Here's some particularly awesome crease patterns. David Huffman made a whole variety of these. These are just a couple of examples. Got some crazy circular arcs. You've got some-- I guess these are also circular arcs and some straight segments.
And then you wrap this around to make a cylinder, and you get this. That one-- there's a bunch of photos of the original David Huffman model on the web if you Google around. Not looking exactly like that, but there's a whole variety.
Here's another one, a bit of a maybe surprise what it looks like. Most of the center just gets eaten away from these creases. Here the creases are elliptical, and you get something like that. So there's some hidden structure beneath.
I think just one more example. This is probably the most coolest puzzle. You say, well, you float along these parabolas, just one valley and one mountain. But you fold them a lot, you get that. And Huffman composed these to make various kinds of tubes and really cool things.
So this is work in progress. Just wanted to give you a sample. There's a paper about this which shows more examples. But our goal is to recreate all or most of them and document how he did it and figure out how he designed these models. He had mathematical tools to do this, and we're still figuring out what they are. The hope is it will lead to more great mathematics and art about curve creases.

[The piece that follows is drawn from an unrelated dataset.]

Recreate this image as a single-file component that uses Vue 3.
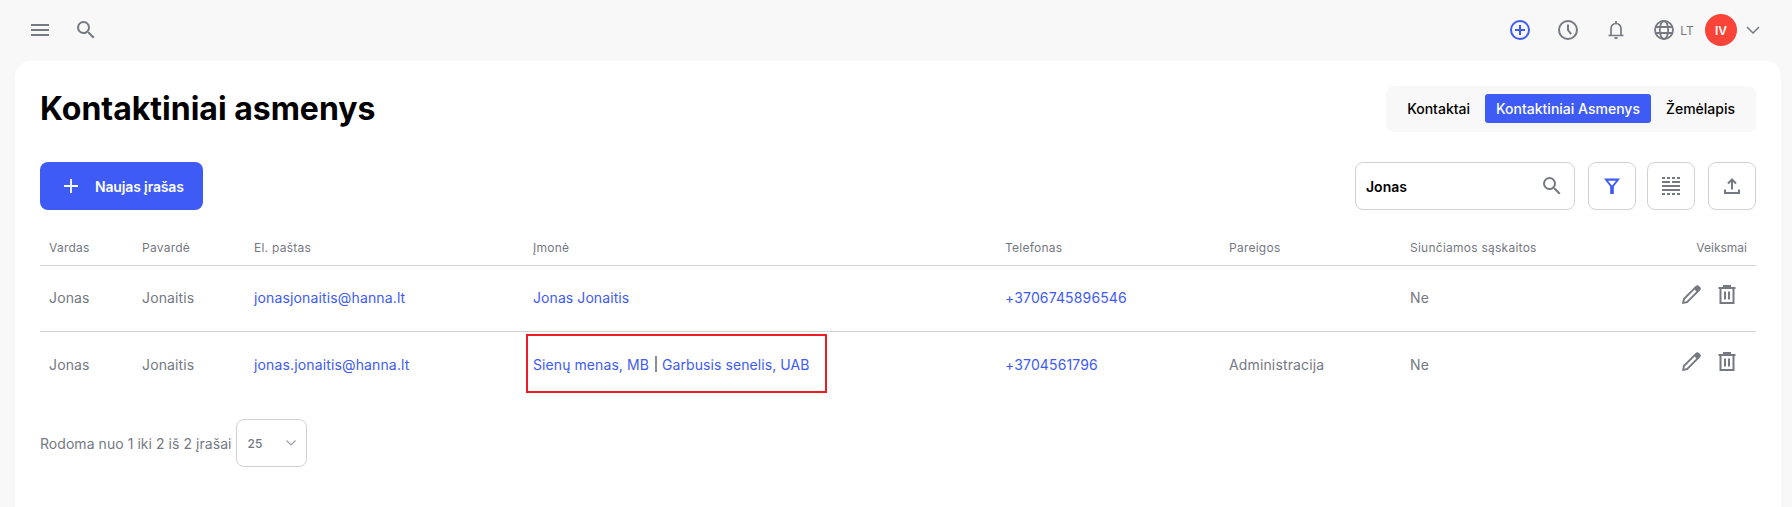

And that is it. This is my last lecture. Next class we have-- or next three classes we have a whole bunch of student presentations. Please come. There will be lots of awesome things there. Send me your slides ahead of time, and you'll have 10 minutes to do it, to give a talk.
And then the last lecture, Wednesday two weeks from now, is Tomohiro Tachi. And thanks very much. It's been a lot of fun doing this class and having you all as students.